Two analysts say Bush's new approach may amount to a minor shift in U.S. policy, signaling that Powell's moderate stance -- for the moment, at least -- has won out over the more aggressive positions of Vice President Dick Cheney and Defense Secretary Donald Rumsfeld.

Ted Galen Carpenter is an analyst with the Cato Institute, a Washington think tank. Carpenter says "regime change" may, in fact, not be indispensable to U.S. policy. Still, Carpenter says Bush's new language may be no more than a "tactical ploy" to win over French and Russian resistance at the UN.:

"He's [Bush] ultraconfident that Saddam Hussein is not going to fully comply with the UN inspections, and therefore we'll be able to use military force in any case. He's just trying to position himself as being much more reasonable than what some of his critics, particularly the European critics, have said."

Raymond Tanter is a professor at the University of Michigan and a fellow at the Washington Institute, a think tank. Tanter says that since France and Russia do not agree on regime change, the Bush team is desperate to sell them on the idea of at least disarming Iraq: "The American position has been repackaged for marketing purposes."

Still, Tanter says there has been a shift within the administration toward Powell's position. And even if it proves to be a temporary, tactical change, not all administration officials are happy with it: "I'm sure that [Defense] Secretary [Donald] Rumsfeld was not very excited about this particular nuance. But the fundamental position of the United States is that the weapons of mass destruction must go.

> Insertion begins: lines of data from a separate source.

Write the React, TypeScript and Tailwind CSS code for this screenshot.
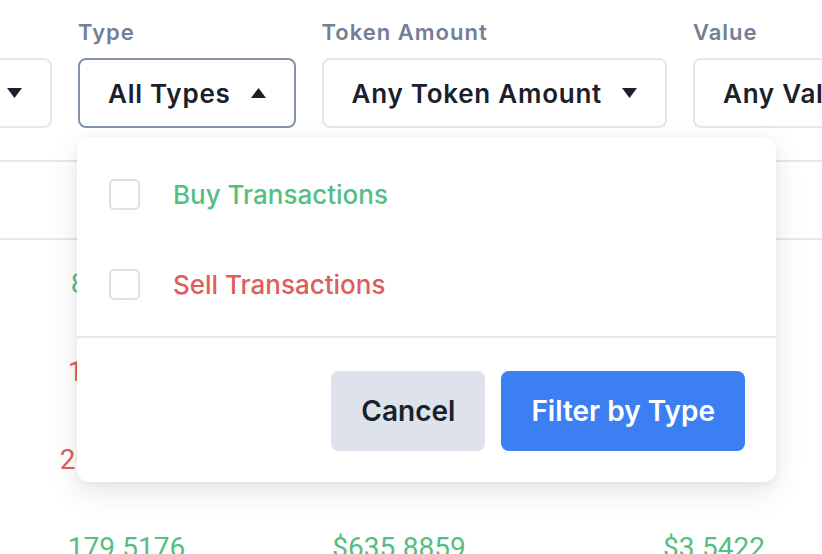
import React from "react";

function Caret({ up }: { up?: boolean }) {
  return (
    <svg width="15" height="10" viewBox="0 0 15 10" className="shrink-0">
      {up ? <path d="M7.5 0 L15 10 L0 10 Z" fill="#1a202c" /> : <path d="M0 0 L15 0 L7.5 10 Z" fill="#1a202c" />}
    </svg>
  );
}

function Filter({ label, value, active, extra }: { label: string; value: string; active?: boolean; extra?: string }) {
  return (
    <div className={"flex flex-col shrink-0 " + (extra ?? "")}>
      <div className="text-[22px] leading-[28px] font-semibold tracking-[1px] text-[#718096] mb-[12px] whitespace-nowrap">{label}</div>
      <div
        className={
          "h-[70px] flex items-center justify-end gap-[20px] px-[28px] rounded-[8px] border-2 bg-white whitespace-nowrap " +
          (active ? "border-[#8593a8]" : "border-[#e2e8f0]")
        }
      >
        <span className="text-[26px] font-semibold tracking-[0.75px] text-[#1a202c]">{value}</span>
        <Caret up={active} />
      </div>
    </div>
  );
}

const GREEN = "text-[#55be81]";
const RED = "text-[#e05d5a]";

const rows: { c: string; v: string[] }[] = [
  { c: GREEN, v: ["84.29317", "$298.4410", "$3.5404"] },
  { c: RED, v: ["152.0378", "$538.7719", "$3.5437"] },
  { c: RED, v: ["2046.1183", "$7251.0962", "$3.5439"] },
  { c: GREEN, v: ["179.5176", "$635.8859", "$3.5422"] },
];

export default function App() {
  return (
    <div className="relative w-[822px] h-[554px] overflow-hidden bg-white" style={{ fontFamily: "Inter, 'Noto Sans', sans-serif" }}>
      <div className="flex gap-[26px] pt-[18px] ml-[-148px]">
        <Filter label="Date" value="Any Date" extra="w-[200px]" />
        <Filter label="Type" value="All Types" active />
        <Filter label="Token Amount" value="Any Token Amount" />
        <Filter label="Value" value="Any Value" />
      </div>

      <div className="mt-[32px] border-y-2 border-[#e2e8f0] h-[80px]" />
      <div style={{ fontFamily: "Roboto, sans-serif" }}>
        {rows.map((r, i) => (
          <div key={i} className={"grid grid-cols-[253px_292px_338px] h-[88px] items-center text-[28px] " + r.c}>
            {r.v.map((t, j) => (
              <div key={j} className={"text-center " + (i === 0 && j === 0 ? "pl-[6px]" : "")}>{t}</div>
            ))}
          </div>
        ))}
      </div>

      <div className="absolute left-[77px] top-[137px] w-[699px] bg-white rounded-[12px] shadow-[0_10px_30px_rgba(0,0,0,0.10),0_2px_8px_rgba(0,0,0,0.05)]">
        <div className="pt-[12px] pb-[7px] px-[32px]">
          {[
            { t: "Buy Transactions", c: GREEN },
            { t: "Sell Transactions", c: RED },
          ].map((o) => (
            <div key={o.t} className="h-[90px] flex items-center gap-[33px]">
              <div className="w-[31px] h-[31px] rounded-[5px] border-2 border-[#dde2ea] bg-white" />
              <span className={"text-[26px] font-medium " + o.c}>{o.t}</span>
            </div>
          ))}
        </div>
        <div className="h-[2px] bg-[#e2e8f0]" />
        <div className="flex justify-end gap-[16px] pt-[33px] pb-[31px] pr-[31px]">
          <button className="h-[80px] px-[30px] rounded-[8px] bg-[#dee3eb] text-[28px] font-semibold text-[#1a202c]">Cancel</button>
          <button className="h-[80px] px-[30px] rounded-[8px] bg-[#3b7ff3] text-[28px] font-semibold text-white">Filter by Type</button>
        </div>
      </div>
    </div>
  );
}
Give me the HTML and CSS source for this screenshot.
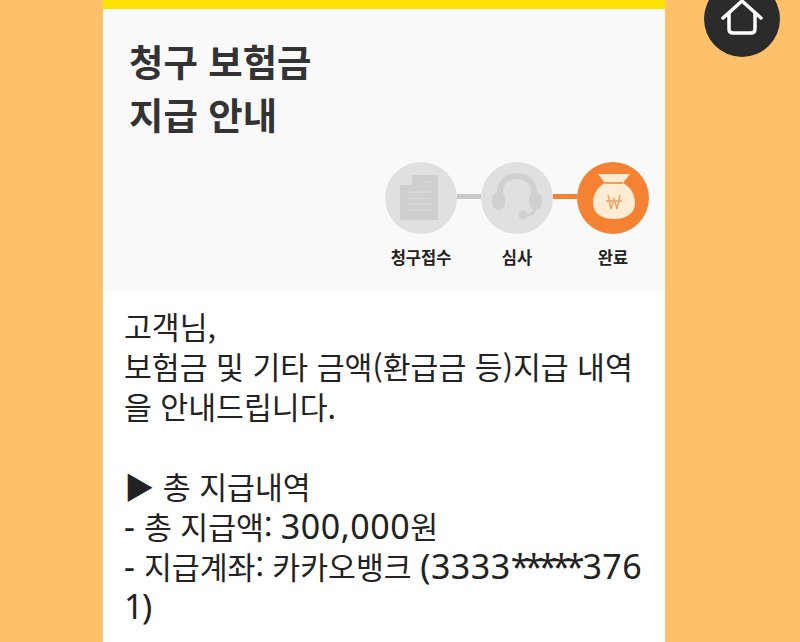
FILE: index.html
```html
<!DOCTYPE html>
<html lang="ko">
<head>
<meta charset="utf-8"/>
<title>청구 보험금 지급 안내</title>
<link rel="stylesheet" href="styles.css">
</head>
<body>
<div class="card">
  <div class="head">
    <h1>청구 보험금<br>지급 안내</h1>
    <div class="steps">
      <div class="step">
        <div class="circle">
          <svg width="72" height="72" viewBox="0 0 72 72">
            <path d="M15 23H27V13H53V58H15Z" fill="#cfcfcf"/>
            <path d="M22 30H46M22 36H46M22 42H46M22 48H46M38 20H46" stroke="#dedede" stroke-width="1.2" fill="none"/>
          </svg>
        </div>
        <span>청구접수</span>
      </div>
      <div class="line"></div>
      <div class="step">
        <div class="circle">
          <svg width="72" height="72" viewBox="0 0 72 72">
            <path d="M19 36V30C19 20 27 14 36 14C45 14 53 20 53 30V36" stroke="#d0d0d0" stroke-width="6" fill="none"/>
            <rect x="11" y="30" width="13" height="18" rx="6.500" fill="#d0d0d0"/>
            <rect x="48" y="30" width="13" height="18" rx="6.500" fill="#d0d0d0"/>
            <path d="M54 46C54 51 49 53 44 53" stroke="#d0d0d0" stroke-width="3" fill="none"/>
            <circle cx="42" cy="53" r="4.500" fill="#d0d0d0"/>
          </svg>
        </div>
        <span>심사</span>
      </div>
      <div class="line on"></div>
      <div class="step">
        <div class="circle on">
          <svg width="72" height="72" viewBox="0 0 72 72">
            <path d="M21 12H53L46 21C54 25 58 33 58 41C58 51 50 57 37 57C24 57 16 51 16 41C16 33 20 25 28 21Z" fill="#fdecd2"/>
            <path d="M28 21H46" stroke="#f58132" stroke-width="1.500"/>
            <path d="M31 33L34 47L37 37L40 47L43 33M29 39H45" stroke="#e8a46c" stroke-width="1.500" fill="none"/>
          </svg>
        </div>
        <span>완료</span>
      </div>
    </div>
  </div>
  <div class="content">
    <p>고객님,<br>보험금 및 기타 금액(환급금 등)지급 내역<br>을 안내드립니다.</p>
    <p class="gap">▶ 총 지급내역<br><span class="num">-</span> 총 지급액: <span class="num">300,000</span>원<br><span class="num">-</span> 지급계좌: 카카오뱅크 <span class="num">(3333<span class="stars">*****</span>376</span><br><span class="num tight">1)</span></p>
  </div>
</div>
<a class="home">
  <svg width="44" height="40" viewBox="0 0 44 40">
    <path d="M3 19L22 2L41 19M9 14V30C9 33 10.500 34 13 34H31C33.500 34 35 33 35 30V14" stroke="#fff" stroke-width="3.500" fill="none" stroke-linecap="round" stroke-linejoin="round"/>
  </svg>
</a>
</body>
</html>
```
FILE: styles.css
```css
html, body {
  height: 100%;
  overflow: hidden;
}
body {
  margin: 0;
  background: #fec069;
  font-family: "Noto Sans CJK KR", "Noto Sans", sans-serif;
  color: #222;
}
.card {
  width: 562px;
  height: 642px;
  margin-left: 103px;
  background: #fff;
  overflow: hidden;
}
.head {
  background: #f9f9f9;
  border-top: 9px solid #ffe200;
  padding: 26px 16px 0 26px;
  box-sizing: border-box;
  height: 291px;
}
h1 {
  margin: 0;
  font-size: 37.4px;
  line-height: 53px;
  font-weight: 700;
  color: #333;
}
.steps {
  display: flex;
  justify-content: flex-end;
  margin-top: 21px;
}
.step {
  width: 72px;
  display: flex;
  flex-direction: column;
  align-items: center;
}
.step span {
  margin-top: 13px;
  font-size: 16.5px;
  line-height: 20px;
  font-weight: 700;
  color: #222;
  white-space: nowrap;
}
.circle {
  width: 72px;
  height: 72px;
  border-radius: 50%;
  background: #e0e0e0;
}
.circle.on {
  background: #f58132;
}
.circle svg {
  display: block;
}
.line {
  width: 24px;
  height: 5px;
  margin-top: 32px;
  background: #c8c8c8;
}
.line.on {
  background: #f58132;
}
.content {
  padding: 15px 20px 0 21px;
  font-size: 30.3px;
  line-height: 40px;
  font-weight: 400;
  white-space: nowrap;
}
.content p {
  margin: 0;
}
.content .gap {
  margin-top: 40px;
}
.num {
  font-family: "Noto Sans", sans-serif;
  font-size: 34px;
  letter-spacing: 0.5px;
}
.num.tight {
  letter-spacing: -1.5px;
}
.stars {
  letter-spacing: -5px;
  margin-right: 3px;
}
.home {
  position: absolute;
  left: 704px;
  top: -19px;
  width: 76px;
  height: 76px;
  border-radius: 50%;
  background: #2b2b2b;
  display: flex;
  align-items: center;
  justify-content: center;
}
```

It's inconceivable to imagine that [Saddam] would voluntarily give up those weapons of mass destruction."

Ken Allard, a former U.S. Army colonel, is an analyst on U.S. television and a professor at Georgetown University in Washington. He says he has no doubts that the new U.S. rhetoric is related to American diplomat efforts and that he does not take it as the Bush administration's true position. Allard says it is more important to watch what the administration does, not what it says: "Watch what they do. The forces that are there -- that is by far the most interesting thing that is going on right now."

Allard is referring to U.S. media reports over the weekend that Bush has authorized the combat training of some 5,000 opponents of the Iraqi government. The reports say another 5,000 will be trained as spotters for targets of U.S. precision-guided missiles, language interpreters, and military police in a war-preparedness program that will cost more than $90 million.

Bush's directive, signed on 3 October, is just the latest in a series of steps to ready the terrain for war. Others have included stockpiling military equipment in Persian Gulf states, dispatching combat troops to the area and ordering the transfer of the staff of the U.S. Central Command to the region.

And last week, an Army task force of Apache helicopters left Europe for Kuwait as part of a gradual buildup of forces in the country that the U.S.-led coalition liberated after Iraq invaded in 1990.

Apache helicopters fired the opening shots of the Persian Gulf War in January 1991, destroying two radar installations in a strike that allowed hundreds of Air Force jets to move in on Iraq.